From the student perspective, perhaps the most important factor was that the course was an elective. No one had to be in that classroom; they were there by choice, because they wanted to study the subject. The class size was also capped at 20, giving every student a chance to speak in class, asking questions and raising points that interested them. The relatively small size allowed us to bond as a learning community and to express the individual perspectives we brought to the material.

The class was in person, not streamed or Zoomed. I am not an opponent of online education. In fact, I am an advocate, for it gives us the opportunity to offer educational opportunities to dispersed communities at low cost. But there is no doubt in my mind that students got more out of this class, and I enjoyed the intellectual engagement more, because we could interact face-to-face, and not through a screen.

My personal situation also impacted the outcome. The fact that, at this stage of my career, I am not unduly worried about job security or personal finances made a huge difference. Many times, junior and adjunct faculty are so focused on their employment status, publishing or making financial ends meet that they cannot bring their full attention and best selves to the classroom. In contrast, I was able to relax and focus on teaching.

Finally, I had the luxury of teaching only one class this semester. This meant I was totally focused on these 20 students, not overwhelmed with multiple responsibilities or grading hundreds of papers or exams.

I use the word “luxury” quite consciously, because I am very aware that the optimal conditions I experienced this semester are impossible to replicate at most institutions. The opportunity to teach one elective course only, of your own choice, face-to-face, with a capped class size, while financially and professionally secure, simply does not reflect the reality of teaching in today’s institutions.

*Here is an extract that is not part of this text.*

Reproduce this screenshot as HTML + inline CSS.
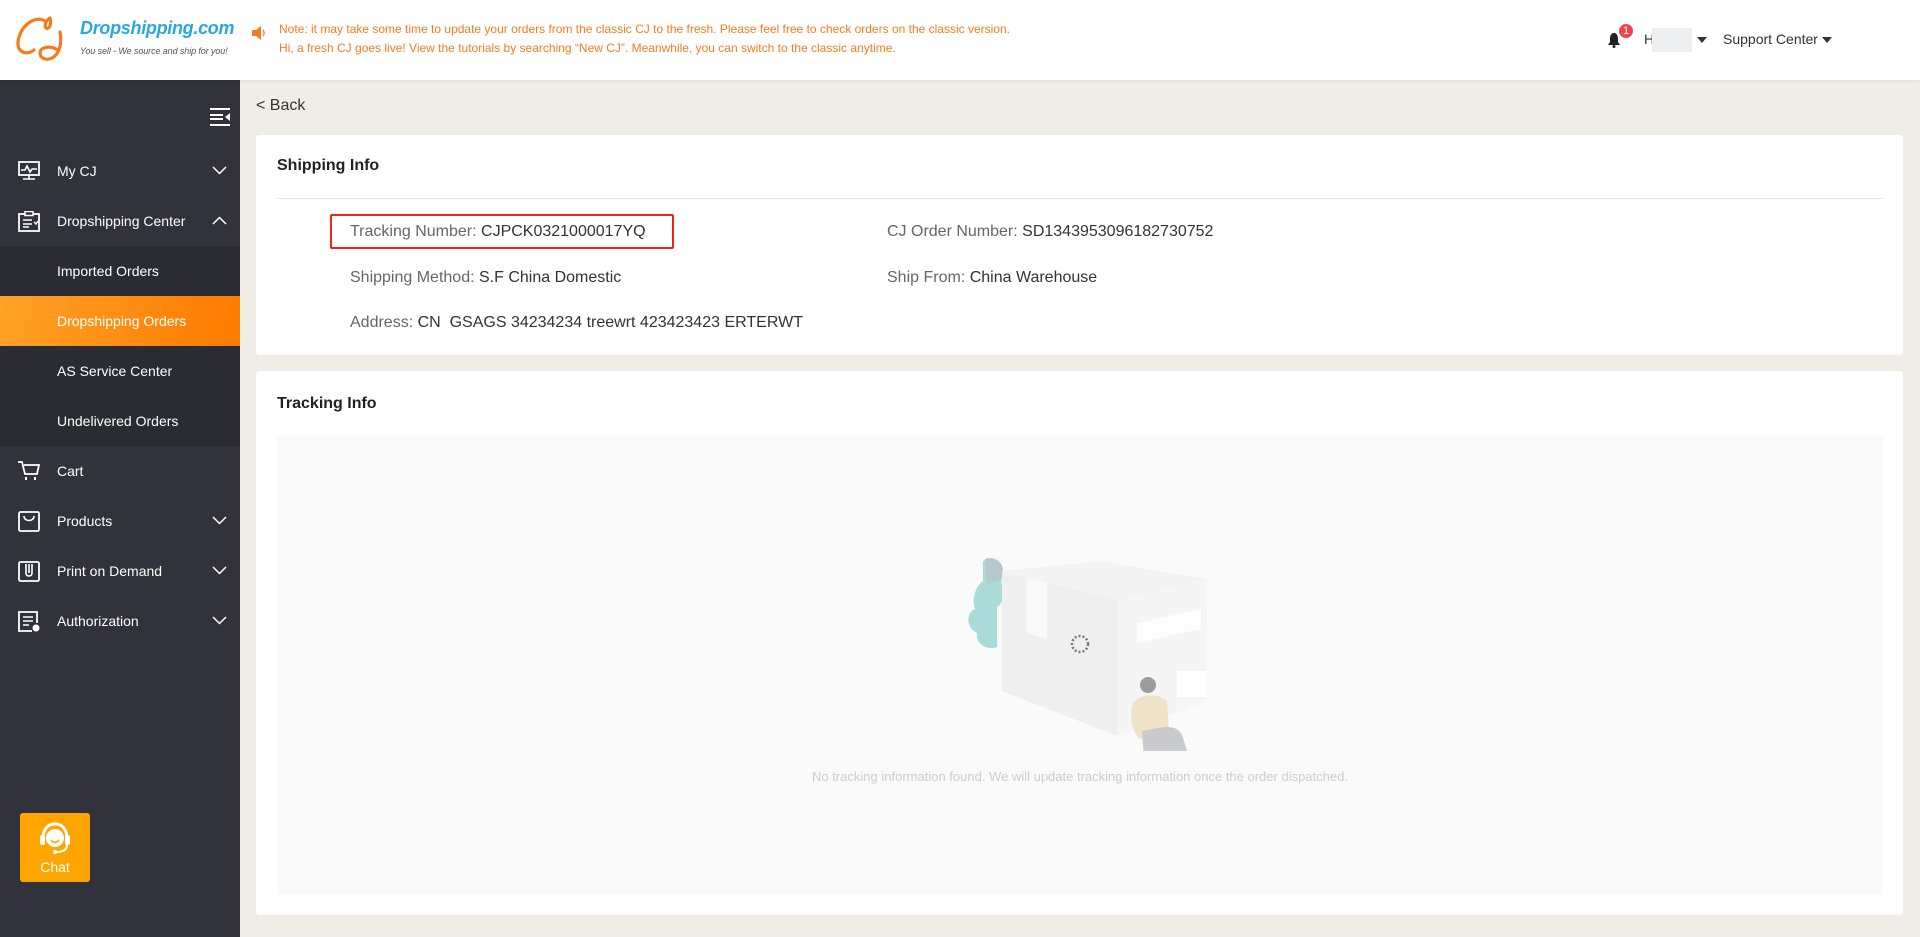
<!DOCTYPE html>
<html><head><meta charset="utf-8"><style>
*{margin:0;padding:0;box-sizing:border-box}
body{width:1920px;height:937px;overflow:hidden;background:#f0ede6;font-family:"Liberation Sans",Arial,sans-serif;position:relative}
.hdr{position:absolute;left:0;top:0;width:1920px;height:80px;background:#fff;box-shadow:0 1px 4px rgba(0,0,0,.08);z-index:2}
.side{position:absolute;left:0;top:80px;width:240px;height:857px;background:#31323b}
.item{position:absolute;left:0;width:240px;height:50px;color:#fff;font-size:14px;line-height:50px;padding-left:57px}
.sub{background:#2b2c33}
.act{background:linear-gradient(100deg,#ffa228,#ff7a00)}
.ico{position:absolute;left:18px;top:15px}
.chev{position:absolute;left:212px;top:20px}
.card{position:absolute;left:256px;width:1647px;background:#fff;border-radius:3px}
.t{position:absolute;font-size:16px;color:#333;white-space:nowrap}
.t span{color:#666}
</style></head><body>
<div class="hdr">
 <svg style="position:absolute;left:14px;top:14px" width="66" height="50" viewBox="0 0 66 50"><path d="M32 8C24 0 6 10 4 28c-1 10 8 14 16 8M36 4c-4 2-6 8-4 10 3 2 6-4 4-10M46 18c2 10 0 22-8 26-6 3-12 0-12-5 0-6 10-8 18-3" fill="none" stroke="#f47c20" stroke-width="3.2" stroke-linecap="round"/></svg>
 <div style="position:absolute;left:80px;top:18px;font-size:18px;font-weight:bold;font-style:italic;color:#29a8e0;letter-spacing:-0.3px">Dropshipping.com</div>
 <div style="position:absolute;left:80px;top:46px;font-size:9px;font-style:italic;color:#555;letter-spacing:-0.1px">You sell - We source and ship for you!</div>
 <svg style="position:absolute;left:251px;top:25px" width="16" height="16" viewBox="0 0 16 16"><path d="M1 5h4l5-4v14l-5-4H1z" fill="#f47c20"/><path d="M12 5c1.5 1.5 1.5 4.5 0 6" stroke="#f47c20" fill="none" stroke-width="1.3"/></svg>
 <div style="position:absolute;left:279px;top:20px;font-size:12px;line-height:19px;color:#f47c20">Note: it may take some time to update your orders from the classic CJ to the fresh. Please feel free to check orders on the classic version.<br>Hi, a fresh CJ goes live! View the tutorials by searching “New CJ”. Meanwhile, you can switch to the classic anytime.</div>
 <svg style="position:absolute;left:1607px;top:32px" width="14" height="16" viewBox="0 0 14 16"><path d="M7 1C4 1 3 4 3 7v3l-2 3h12l-2-3V7c0-3-1-6-4-6z" fill="#222"/><circle cx="7" cy="14.5" r="1.5" fill="#222"/></svg>
 <div style="position:absolute;left:1619px;top:24px;width:14px;height:14px;border-radius:7px;background:#f0434b;color:#fff;font-size:11px;line-height:14px;text-align:center">1</div>
 <div style="position:absolute;left:1644px;top:31px;font-size:14px;color:#333">H</div>
 <div style="position:absolute;left:1652px;top:28px;width:40px;height:24px;background:#eceef0"></div>
 <div style="position:absolute;left:1697px;top:37px;border:5px solid transparent;border-top:6px solid #333"></div>
 <div style="position:absolute;left:1723px;top:31px;font-size:14px;color:#333">Support Center</div>
 <div style="position:absolute;left:1822px;top:37px;border:5px solid transparent;border-top:6px solid #333"></div>
</div>
<div class="side">
 <svg style="position:absolute;left:210px;top:28px" width="20" height="18" viewBox="0 0 20 18"><path d="M0 1h20M0 7h13M0 11h13M0 17h20" stroke="#fff" stroke-width="2"/><path d="M20 5v8l-5-4z" fill="#fff"/></svg>
 <div class="item" style="top:66px"><svg class="ico" width="22" height="20" viewBox="0 0 22 20"><rect x="1" y="1" width="20" height="13" fill="none" stroke="#fff" stroke-width="1.8"/><path d="M3 9l4 0 2-4 3 6 2-3h5M11 14v4M5 18h12" fill="none" stroke="#fff" stroke-width="1.6"/></svg>My CJ<svg class="chev" width="15" height="9" viewBox="0 0 15 9"><path d="M1 1l6.5 6.5L14 1" fill="none" stroke="#fff" stroke-width="1.5"/></svg></div>
 <div class="item" style="top:116px"><svg class="ico" width="22" height="21" viewBox="0 0 22 21"><rect x="1" y="3" width="20" height="17" fill="none" stroke="#fff" stroke-width="1.8"/><rect x="7" y="0.5" width="8" height="4" fill="#31323b" stroke="#fff" stroke-width="1.5"/><path d="M5 9h9M5 13h9M5 16h6M16 11l2 2 2-3" fill="none" stroke="#fff" stroke-width="1.5"/></svg>Dropshipping Center<svg class="chev" width="15" height="9" viewBox="0 0 15 9"><path d="M1 8l6.5-6.5L14 8" fill="none" stroke="#fff" stroke-width="1.5"/></svg></div>
 <div class="item sub" style="top:166px">Imported Orders</div>
 <div class="item act" style="top:216px">Dropshipping Orders</div>
 <div class="item sub" style="top:266px">AS Service Center</div>
 <div class="item sub" style="top:316px">Undelivered Orders</div>
 <div class="item" style="top:366px"><svg class="ico" width="22" height="20" viewBox="0 0 22 20"><path d="M0 1h4l3 12h12l2-9H6" fill="none" stroke="#fff" stroke-width="1.8"/><path d="M8 16v3M17 16v3" stroke="#fff" stroke-width="2"/></svg>Cart</div>
 <div class="item" style="top:416px"><svg class="ico" width="22" height="21" viewBox="0 0 22 21"><rect x="1" y="1" width="20" height="19" rx="1.5" fill="none" stroke="#fff" stroke-width="1.8"/><path d="M6 5c0 6 10 6 10 0" fill="none" stroke="#fff" stroke-width="1.6"/></svg>Products<svg class="chev" width="15" height="9" viewBox="0 0 15 9"><path d="M1 1l6.5 6.5L14 1" fill="none" stroke="#fff" stroke-width="1.5"/></svg></div>
 <div class="item" style="top:466px"><svg class="ico" width="22" height="21" viewBox="0 0 22 21"><rect x="1" y="1" width="20" height="19" rx="1.5" fill="none" stroke="#fff" stroke-width="1.8"/><path d="M8 3v9c0 4 6 4 6 0V3M11 3v9" fill="none" stroke="#fff" stroke-width="1.6"/></svg>Print on Demand<svg class="chev" width="15" height="9" viewBox="0 0 15 9"><path d="M1 1l6.5 6.5L14 1" fill="none" stroke="#fff" stroke-width="1.5"/></svg></div>
 <div class="item" style="top:516px"><svg class="ico" width="23" height="22" viewBox="0 0 23 22"><path d="M14 20H1V1h18v11" fill="none" stroke="#fff" stroke-width="1.8"/><path d="M5 6h10M5 10h10M5 14h6" stroke="#fff" stroke-width="1.6"/><circle cx="18" cy="17" r="3.5" fill="#fff"/></svg>Authorization<svg class="chev" width="15" height="9" viewBox="0 0 15 9"><path d="M1 1l6.5 6.5L14 1" fill="none" stroke="#fff" stroke-width="1.5"/></svg></div>
 <div style="position:absolute;left:20px;top:733px;width:70px;height:69px;background:#ffa500;border-radius:3px">
  <svg style="position:absolute;left:19px;top:8px" width="32" height="34" viewBox="0 0 32 34"><path d="M4 18C4 8 9 3 16 3s12 5 12 15" fill="none" stroke="#fff" stroke-width="3"/><rect x="1" y="14" width="5" height="10" rx="2" fill="#fff"/><rect x="26" y="14" width="5" height="10" rx="2" fill="#fff"/><circle cx="16" cy="17" r="9" fill="#fff"/><path d="M12 19c2 3 6 3 8 0" stroke="#ffa500" stroke-width="1.6" fill="none"/><path d="M28 24c0 5-5 7-10 7" stroke="#fff" stroke-width="2" fill="none"/><circle cx="16" cy="31" r="2.2" fill="#fff"/></svg>
  <div style="position:absolute;left:0;top:46px;width:70px;text-align:center;color:#fff;font-size:14px">Chat</div>
 </div>
</div>
<div style="position:absolute;left:256px;top:97px;font-size:16px;color:#333">&lt; Back</div>
<div class="card" style="top:135px;height:220px">
 <div style="position:absolute;left:21px;top:22px;font-size:16px;font-weight:bold;color:#222">Shipping Info</div>
 <div style="position:absolute;left:21px;top:63px;width:1606px;height:1px;background:#e5e5e5"></div>
 <div style="position:absolute;left:74px;top:79px;width:344px;height:35px;border:2px solid #f0231b;border-radius:2px"></div>
 <div class="t" style="left:94px;top:88px"><span>Tracking Number:</span> CJPCK0321000017YQ</div>
 <div class="t" style="left:631px;top:88px"><span>CJ Order Number:</span> SD1343953096182730752</div>
 <div class="t" style="left:94px;top:134px"><span>Shipping Method:</span> S.F China Domestic</div>
 <div class="t" style="left:631px;top:134px"><span>Ship From:</span> China Warehouse</div>
 <div class="t" style="left:94px;top:179px"><span>Address:</span> CN&nbsp; GSAGS 34234234 treewrt 423423423 ERTERWT</div>
</div>
<div class="card" style="top:371px;height:544px">
 <div style="position:absolute;left:21px;top:24px;font-size:16px;font-weight:bold;color:#222">Tracking Info</div>
 <div style="position:absolute;left:21px;top:65px;width:1606px;height:459px;background:#fafafa">
  <svg style="position:absolute;left:680px;top:115px" width="260" height="200" viewBox="0 0 260 200">
   <path d="M26 10c12-4 22 6 18 22 8 8 2 20-4 24v40c-10 4-22-4-20-14-10-4-12-20-2-24-4-12 2-24 8-28z" fill="#a9dcd8"/>
   <path d="M28 8c10-4 20 4 18 16-4 10-10 4-16 10z" fill="#b4c9cc"/>
   <path d="M45 20l100-10 105 18-90 22z" fill="#f3f3f3"/>
   <path d="M45 20l115 30v135L45 140z" fill="#efefef"/>
   <path d="M160 50l90-22v122l-90 35z" fill="#f5f5f5"/>
   <path d="M70 27l20 5v56l-20-6z" fill="#f9f9f9"/>
   <path d="M180 72l64-14v20l-64 14z" fill="#fdfdfd"/>
   <circle cx="123" cy="93" r="8" fill="none" stroke="#777" stroke-width="2.5" stroke-dasharray="2 2"/>
   <rect x="220" y="120" width="30" height="26" fill="#fff"/>
   <circle cx="191" cy="134" r="8" fill="#9a9da0"/>
   <path d="M176 152c8-10 26-10 34-2l2 30-30 8c-8-10-10-24-6-36z" fill="#efe4c8"/>
   <path d="M185 180c20-4 34-8 40 4l12 38-6 2-14-24-30 8z" fill="#c8cacd"/>
   <path d="M226 208l14 6-8 6z" fill="#b8bde8"/>
  </svg>
  <div style="position:absolute;left:0;top:333px;width:1606px;text-align:center;font-size:13px;color:#ccc">No tracking information found. We will update tracking information once the order dispatched.</div>
 </div>
</div>
</body></html>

But that, in fact, is the most important thing I learned this semester. Currently, we are creating institutions staffed by poorly paid adjunct faculty and junior professors worried about their careers, teaching large online classes that students are required to take. This massive deviation from optimal learning conditions undercuts the intellectual development of our students, the quality of our teaching and faculty job satisfaction. Senior college and university leaders need to understand that every deviation from optimal learning conditions—the conditions I experienced this semester—carries heavy costs. “Efficiency” is not efficient if it results in poor learning. I understand that teaching solutions must scale. Our ultimate goal has to be effective teaching and learning, however, not efficiency or scale as an end in itself.